If you are not putting 10% of your earnings into some sort of savings or investment account, then you're missing one of the best chances you will ever have to increase your own personal wealth.

My own personal opinion is that everyone needs to learn to live on half of their income, or even less. I can hear you gasping in horror even now. WHAAAAT? How can you say such a thing? 

Consider this: Federal and state taxes take about 30%. That's "only" 30%, if you're lucky. You should tithe another 10% (we will definitely explore tithing in another series of articles on this site), or at least designate 10% of your income for charity - or BOTH! - and you should save (including investments) 10%. Adding the minimums there, 30% for taxes, 10% for charity, and 10% for savings, that only leaves you half your income to live on. 

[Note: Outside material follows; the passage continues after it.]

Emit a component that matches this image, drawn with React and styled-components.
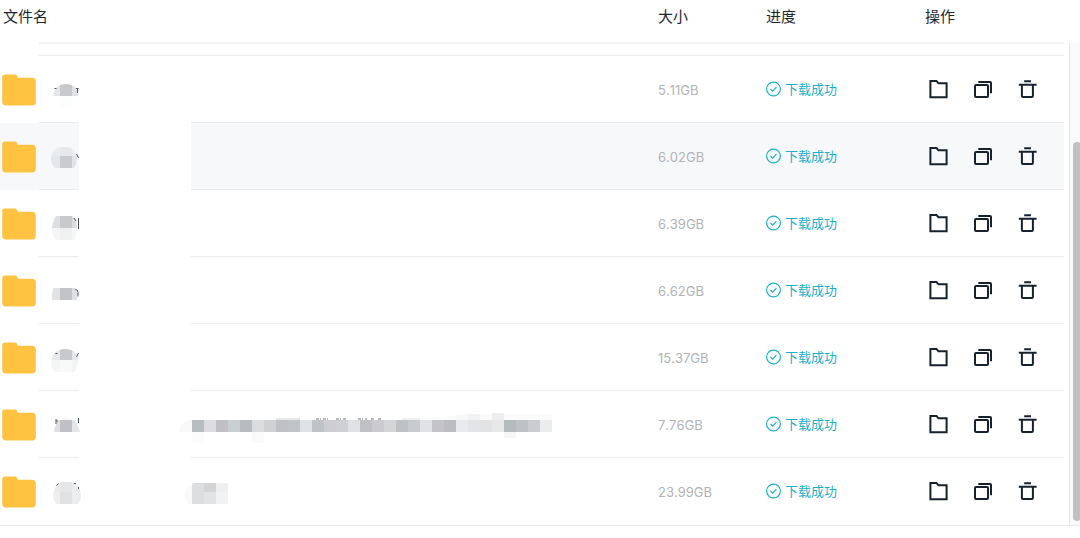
import React from 'react'
import styled, { createGlobalStyle } from 'styled-components'

const GlobalStyle = createGlobalStyle`
  * {
    box-sizing: border-box;
  }
  body {
    margin: 0;
    background: #ffffff;
    color: #1c2733;
    font-family: Inter, 'Noto Sans CJK SC', sans-serif;
  }
`

const Panel = styled.main`
  display: flex;
  gap: 5px;
  border-bottom: 1px solid #e9eaeb;
`

const Table = styled.table`
  flex: 1;
  min-width: 0;
  table-layout: fixed;
  border-collapse: separate;
  border-spacing: 0;
`

const Heading = styled.th`
  width: ${ props => props.$width || 'auto' };
  height: 42px;
  padding: 0 0 8px ${ props => props.$first ? '3px' : '0' };
  text-align: left;
  vertical-align: middle;
  font-size: 15px;
  line-height: 20px;
  font-weight: 400;
`

const SpacerCell = styled.td`
  height: 14px;
  padding: 0 0 0 39px;
`

const Spacer = styled.div`
  height: 14px;
  border-top: 2px solid #f3f3f4;
  border-bottom: 1px solid #ececed;
`

const Row = styled.tr`
  --fill: ${ props => props.$active ? '#f6f8fa' : '#ffffff' };
  --line: #ebecec;
  &:last-child {
    --line: transparent;
  }
`

const Cell = styled.td`
  height: 67px;
  padding: 0;
  background: var(--fill);
  border-bottom: 1px solid var(--line);
  vertical-align: middle;
`

const NameCell = styled.td`
  height: 67px;
  padding: 0;
`

const NameParts = styled.div`
  position: relative;
  display: flex;
  height: 67px;
`

const FolderSlot = styled.div`
  flex: 0 0 39px;
  display: flex;
  align-items: center;
  padding-left: 2px;
  background: var(--fill);
`

const NameSlot = styled.div`
  flex: ${ props => props.$grow ? '1' : '0 0 40px' };
  background: var(--fill);
  border-bottom: 1px solid var(--line);
`

const Blank = styled.div`
  flex: 0 0 112px;
`

const Mosaic = styled.svg`
  position: absolute;
  top: 0;
  left: 0;
`

const Size = styled.span`
  font-size: 13px;
  line-height: 20px;
  font-weight: 400;
  font-kerning: none;
  color: #b0b3b6;
`

const Status = styled.div`
  display: flex;
  align-items: center;
  gap: 3px;
  font-size: 13px;
  line-height: 20px;
  color: #1bb0c9;
`

const Actions = styled.div`
  display: flex;
  gap: 25px;
  padding-left: 3px;
`

const IconButton = styled.button`
  display: flex;
  width: 20px;
  height: 20px;
  padding: 0;
  border: none;
  background: none;
  color: #17222e;
  cursor: pointer;
`

const ScrollTrack = styled.div`
  flex: 0 0 11px;
  display: flex;
  flex-direction: column;
  margin-top: 43px;
  padding: 99px 0 4px 3px;
  overflow: hidden;
  background: #fafafa;
  border-left: 1px solid #e6e6e6;
`

const ScrollThumb = styled.div`
  flex: 1;
  width: 8px;
  border-radius: 4px;
  background: #c1c1c1;
`

const Folder = () => (
  <svg width="34" height="32" viewBox="0 0 34 32" aria-hidden="true">
    <path
      fill="#ffc341"
      d="M3 0.4h10.2q1.2 0 1.6 1.1l.5 1.2q.4 1 1.5 1H30q3.8 0 3.8 3.8v20.3q0 3.8-3.8 3.8H4q-3.8 0-3.8-3.8V3.2Q.2.4 3 .4z"
    />
  </svg>
)

const CheckIcon = () => (
  <svg width="16" height="16" viewBox="0 0 16 16" fill="none" stroke="currentColor" strokeWidth="1.2" aria-hidden="true">
    <circle cx="7.5" cy="8" r="6.9" />
    <path d="M4.5 8l2.2 2.1 3.7-4" />
  </svg>
)

const OpenIcon = () => (
  <svg width="20" height="20" viewBox="0 0 20 20" fill="none" stroke="currentColor" strokeWidth="2" aria-hidden="true">
    <path d="M2.4 2.1h6.1l2 2.2h8.1v14H2.4z" />
  </svg>
)

const CopyIcon = () => (
  <svg width="20" height="20" viewBox="0 0 20 20" fill="none" stroke="currentColor" strokeWidth="2" aria-hidden="true">
    <rect x="2" y="5.9" width="13" height="12.1" rx="1" />
    <path d="M5.3 2.9h11.7q1 0 1 1v10.4" />
  </svg>
)

const TrashIcon = () => (
  <svg width="20" height="20" viewBox="0 0 20 20" fill="none" stroke="currentColor" strokeWidth="2" aria-hidden="true">
    <path d="M6.2 2.2h6.8M.8 5.7h17.8M3.9 5.7v11.4q0 1 1 1h9q1 0 1-1V5.7" />
  </svg>
)

// Each block: [x, y, width, height, colour], measured from the row's corner
const strip = [
  '#b8bdc1', '#dddddf', '#c0c0c4', '#c9ced2', '#b7bcbf', '#dbdcdd', '#d0d1d2', '#c0c1c5', '#c0c4c7', '#dfe1e3',
  '#bfc3c6', '#cdcdd2', '#cfd0d4', '#e0e1e3', '#c0c0c5', '#cbcbcf', '#d3d5d6', '#c0c1c5', '#c8cccf', '#e1e2e5',
  '#c3c3c8', '#bcbdc1', '#e8eaec', '#e2e4e7', '#e1e3e5', '#e8e8e8', '#b5babd', '#bec2c6', '#cbcccf', '#ebecee',
].map((colour, i) => [192 + i * 12, 28, 12, 12, colour])

const files = [
  {
    size: '5.11GB',
    marks: 'M54.5 31.5h2M76 31.5h2.5M77.5 31v5',
    shape: 'M53 39q2-12 13-12t12.5 12v11h-25.5z',
    blocks: [[52, 27, 8, 12, '#e4e5e7'], [60, 27, 12, 12, '#c7c8cc'], [72, 27, 7, 12, '#e0e1e3'], [60, 39, 12, 11, '#fcfdfd']],
  },
  {
    size: '6.02GB',
    active: true,
    marks: 'M76.5 30l2 4',
    shape: 'M55 44q-4-4-4-9 0-12 13-12t13 12q0 5-3 9z',
    blocks: [
      [51, 23, 9, 9, '#e9eced'], [60, 23, 12, 9, '#e6e8e9'], [72, 23, 6, 9, '#eceeef'],
      [51, 32, 9, 12, '#e4e7e9'], [60, 32, 12, 12, '#cbcbcf'], [72, 32, 6, 12, '#e1e3e6'],
    ],
  },
  {
    size: '6.39GB',
    marks: 'M74 27l2 3M78.5 27v11',
    shape: 'M56 25h16q5 4 5 12 0 7-3 12H56q-4-4-4-11t4-13z',
    blocks: [
      [51, 25, 9, 12, '#dedfe1'], [60, 25, 12, 12, '#c8c9cd'], [72, 25, 6, 12, '#dbdcdf'],
      [51, 37, 9, 12, '#f5f5f6'], [60, 37, 12, 12, '#eff0f0'], [72, 37, 6, 12, '#f5f6f6'],
    ],
  },
  {
    size: '6.62GB',
    marks: 'M75.5 31.5q2.5 0 2.5 3v4',
    shape: 'M53 30h23q2 6 1 12H52q0-7 1-12z',
    blocks: [[51, 30, 9, 12, '#e2e3e5'], [60, 30, 12, 12, '#c3c4c8'], [72, 30, 6, 12, '#dedfe2']],
  },
  {
    size: '15.37GB',
    marks: 'M55.5 28.5h2M78.5 28l-2 4',
    shape: 'M54 47q-3-4-3-9 1-14 14-14t13 13q-1 7-4 10z',
    blocks: [
      [51, 24, 9, 11, '#e7e8ea'], [60, 24, 12, 11, '#c6c8cb'], [72, 24, 6, 11, '#e6e7e9'],
      [51, 35, 9, 12, '#f4f5f5'], [60, 35, 12, 12, '#f8fafa'], [72, 35, 6, 12, '#f3f4f4'],
    ],
  },
  {
    size: '7.76GB',
    marks: 'M56 27v5M57 28v2M78.5 26v5',
    faintMarks: 'M316 27h12M336 27h10M358 27h9M371 27h3M378 27h3',
    shape: 'M54 40q2-15 12-15t14 15zM192 25h360v26H192zM180 40q0-12 12-12v12zM552 19v9H420l72-9z',
    blocks: [
      [54, 25, 26, 3, '#f8f8f9'], [54, 28, 6, 12, '#dfe0e2'], [60, 28, 12, 12, '#c0c0c5'], [72, 28, 8, 12, '#e5e6e8'],
      [180, 28, 12, 12, '#f9f9f9'], [276, 26, 24, 2, '#e6e9ea'], [402, 26, 18, 2, '#eef0f1'], [420, 24, 36, 4, '#fafbfb'],
      [456, 22, 12, 6, '#f7f8f8'], [468, 22, 12, 6, '#f2f3f4'],
      [480, 22, 12, 6, '#fafafa'], [492, 21, 12, 7, '#eeeeee'], [504, 22, 48, 6, '#fbfbfb'],
      ...strip,
      [192, 40, 12, 10, '#fcfcfc'], [252, 40, 12, 11, '#fafafa'], [504, 40, 12, 6, '#f5f5f5'],
    ],
  },
  {
    size: '23.99GB',
    marks: 'M58.5 24.5l-2 2M74 24.5h2M78.5 28v2',
    shape: 'M56 45q-3-4-3-8 1-14 13-15 14 1 15 15 0 4-3 8zM228 24v21h-40q-3-4-3-9 0-9 9-12z',
    blocks: [
      [52, 23, 8, 10, '#ececed'], [60, 23, 12, 10, '#e5e6e7'], [72, 23, 9, 10, '#ebeced'],
      [52, 33, 8, 12, '#efefef'], [60, 33, 12, 12, '#e0e1e3'], [72, 33, 9, 12, '#ecedee'],
      [184, 24, 8, 21, '#f9f9f9'], [192, 24, 12, 21, '#dddee0'], [204, 24, 12, 9, '#d3d4d5'],
      [204, 33, 12, 12, '#e2e3e5'], [216, 24, 12, 9, '#efefef'], [216, 33, 12, 12, '#f1f3f3'],
    ],
  },
]

const FileRow = ({ file, index }) => (
  <Row $active={file.active}>
    <NameCell>
      <NameParts>
        <FolderSlot><Folder /></FolderSlot>
        <NameSlot />
        <Blank />
        <NameSlot $grow />
        <Mosaic width="560" height="66" viewBox="0 -1 560 66" aria-hidden="true">
          <clipPath id={`smudge-${index}`}>
            <path d={file.shape} />
          </clipPath>
          <g clipPath={`url(#smudge-${index})`} shapeRendering="crispEdges">
            {file.blocks.map(([x, y, width, height, fill], i) => (
              <rect key={i} x={x} y={y} width={width} height={height} fill={fill} />
            ))}
          </g>
          <path d={file.marks} fill="none" stroke="#4b535d" />
          {file.faintMarks && (
            <path d={file.faintMarks} fill="none" stroke="#b4b8bd" strokeWidth="2" strokeDasharray="3 1 1 2" />
          )}
        </Mosaic>
      </NameParts>
    </NameCell>
    <Cell><Size>{file.size}</Size></Cell>
    <Cell>
      <Status><CheckIcon />下载成功</Status>
    </Cell>
    <Cell>
      <Actions>
        <IconButton type="button" aria-label="打开文件夹"><OpenIcon /></IconButton>
        <IconButton type="button" aria-label="复制"><CopyIcon /></IconButton>
        <IconButton type="button" aria-label="删除"><TrashIcon /></IconButton>
      </Actions>
    </Cell>
  </Row>
)

const App = () => (
  <>
    <GlobalStyle />
    <Panel>
      <Table>
        <thead>
          <tr>
            <Heading scope="col" $first>文件名</Heading>
            <Heading scope="col" $width="108px">大小</Heading>
            <Heading scope="col" $width="159px">进度</Heading>
            <Heading scope="col" $width="139px">操作</Heading>
          </tr>
        </thead>
        <tbody>
          <tr aria-hidden="true">
            <SpacerCell colSpan={4}><Spacer /></SpacerCell>
          </tr>
          {files.map((file, index) => (
            <FileRow key={file.size} file={file} index={index} />
          ))}
        </tbody>
      </Table>
      <ScrollTrack>
        <ScrollThumb />
      </ScrollTrack>
    </Panel>
  </>
)

export default App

"But David!" you wail. "I can barely make it on what I get now! How on earth can I afford to save 10% out of my income?"

That's a personal financial management issue, and we will get into that in yet another series of articles here. But bottom line, you can. Trust me on this one. If you simply take the 10% off the top, have it taken out of your check before you ever see it, you might not even miss it. Then again, you might, but I promise you this - ten or twenty years from now, you'll be very glad you did. 

So that answers the question of  should you invest. No question: YES!

The next thing you need to decide, is HOW to save this money.

For people getting started with putting money aside, there are many possible ways, but only three main ways most people get started. 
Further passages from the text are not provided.